Hearst Television targets CALM compliance at 29 stations

Television broadcasters around the country will soon face new regulatory strictures when the FCC begins enforcing the Commercial Audio Loudness Mitigation (CALM) Act on Dec. 13.

The law addresses the so-called "loud commercial" problem that startles families off their sofas when blaring ads contrast with quieter programming, sending popcorn - and complaints to television stations - flying.

Joe Addalia, director of technology projects for Hearst Television, was tasked with making sure all of his company's stations deliver CALM-compliant audio to those viewers.

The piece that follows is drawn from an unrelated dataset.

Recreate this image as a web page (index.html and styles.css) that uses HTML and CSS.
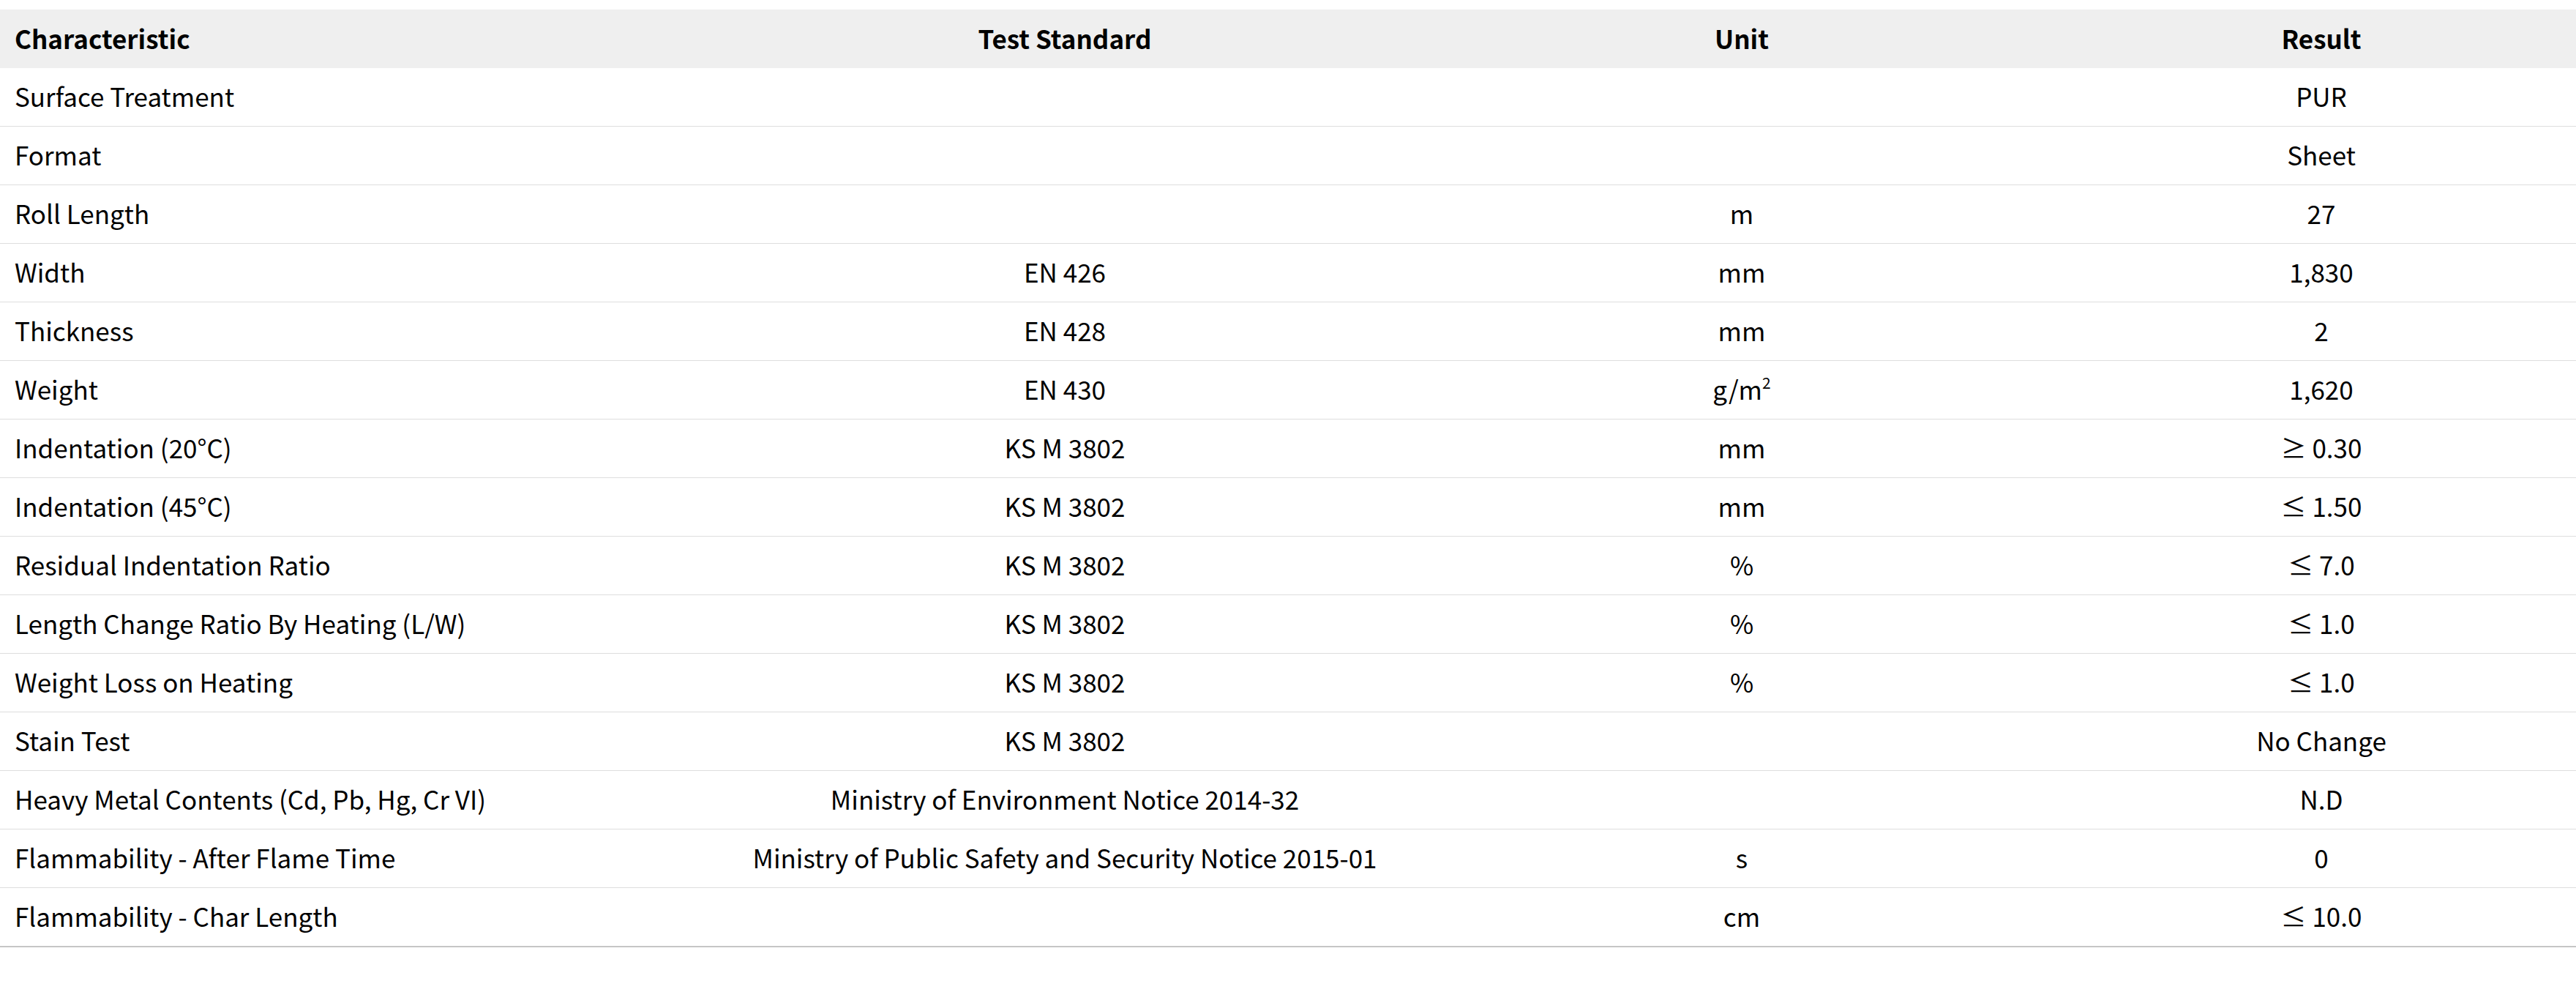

It wouldn’t be surprising if someone whose company owns 29 TV stations in the United States, reaching around 18 percent of the country's households, and programs 62 discrete channels might be a bit nervous about compliance, but to the contrary, Addalia is pretty calm himself.

"CALM isn't going away," Addalia points out. "We knew we had to address compliance head on. Hearst doesn't take shortcuts, we don't compromise on quality, and we don't look for Band-Aid solutions just to get by,” he said.

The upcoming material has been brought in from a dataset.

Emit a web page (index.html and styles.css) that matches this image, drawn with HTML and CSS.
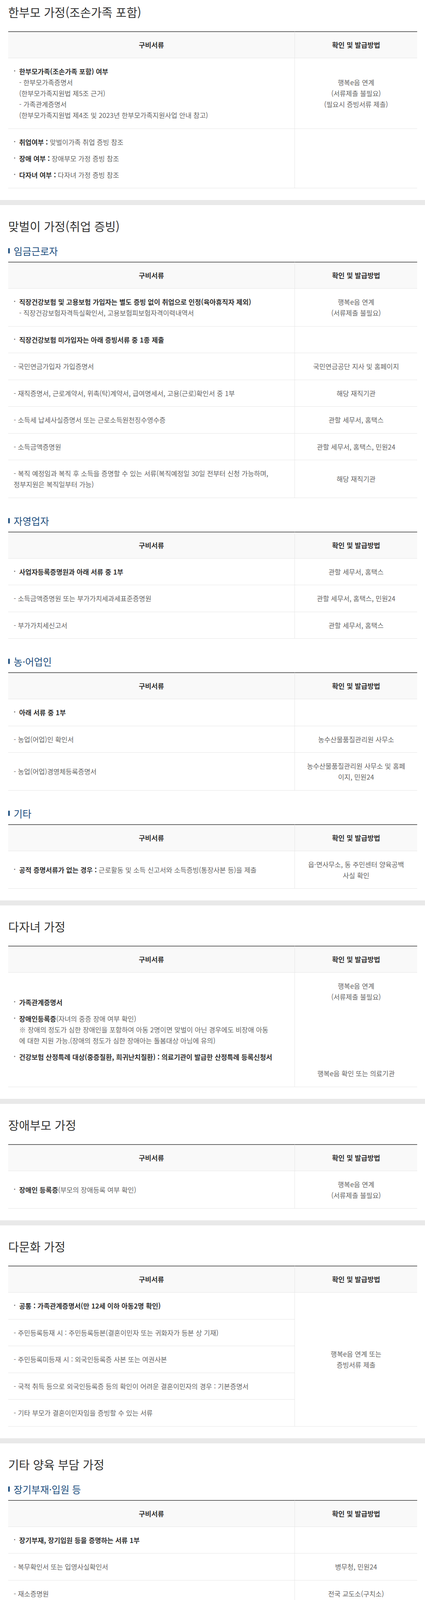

Addalia chose the Linear Acoustic AERO.air transmission audio loudness manager and LQ-1000 loudness quality monitor as the standard equipment pairing to control and meter loudness at all Hearst stations.

It was during his research that Addalia discovered some of the other projects he was working on -including finding standardized solutions for audience measurement encoding, upmixing, downmixing and better-quality audio processing - could also be accomplished with a single product, which turned out to be the AERO.air.

“We get full control over our audio, which sounds fantastic, a solid downmixed signal, Nielsen encoding located where it's supposed to be in the chain, and CALM-compliant loudness control in a single 2RU box," he says. That type of consolidation is important in Hearst's view. "Stations get into trouble when we make things too complex.”

Addalia is putting AERO.air on the main HD channel of all Hearst stations. When he is finished, the goal is to have “identical, fully redundant backup transmission chains” for every station, each with AERO.air, says Addalia.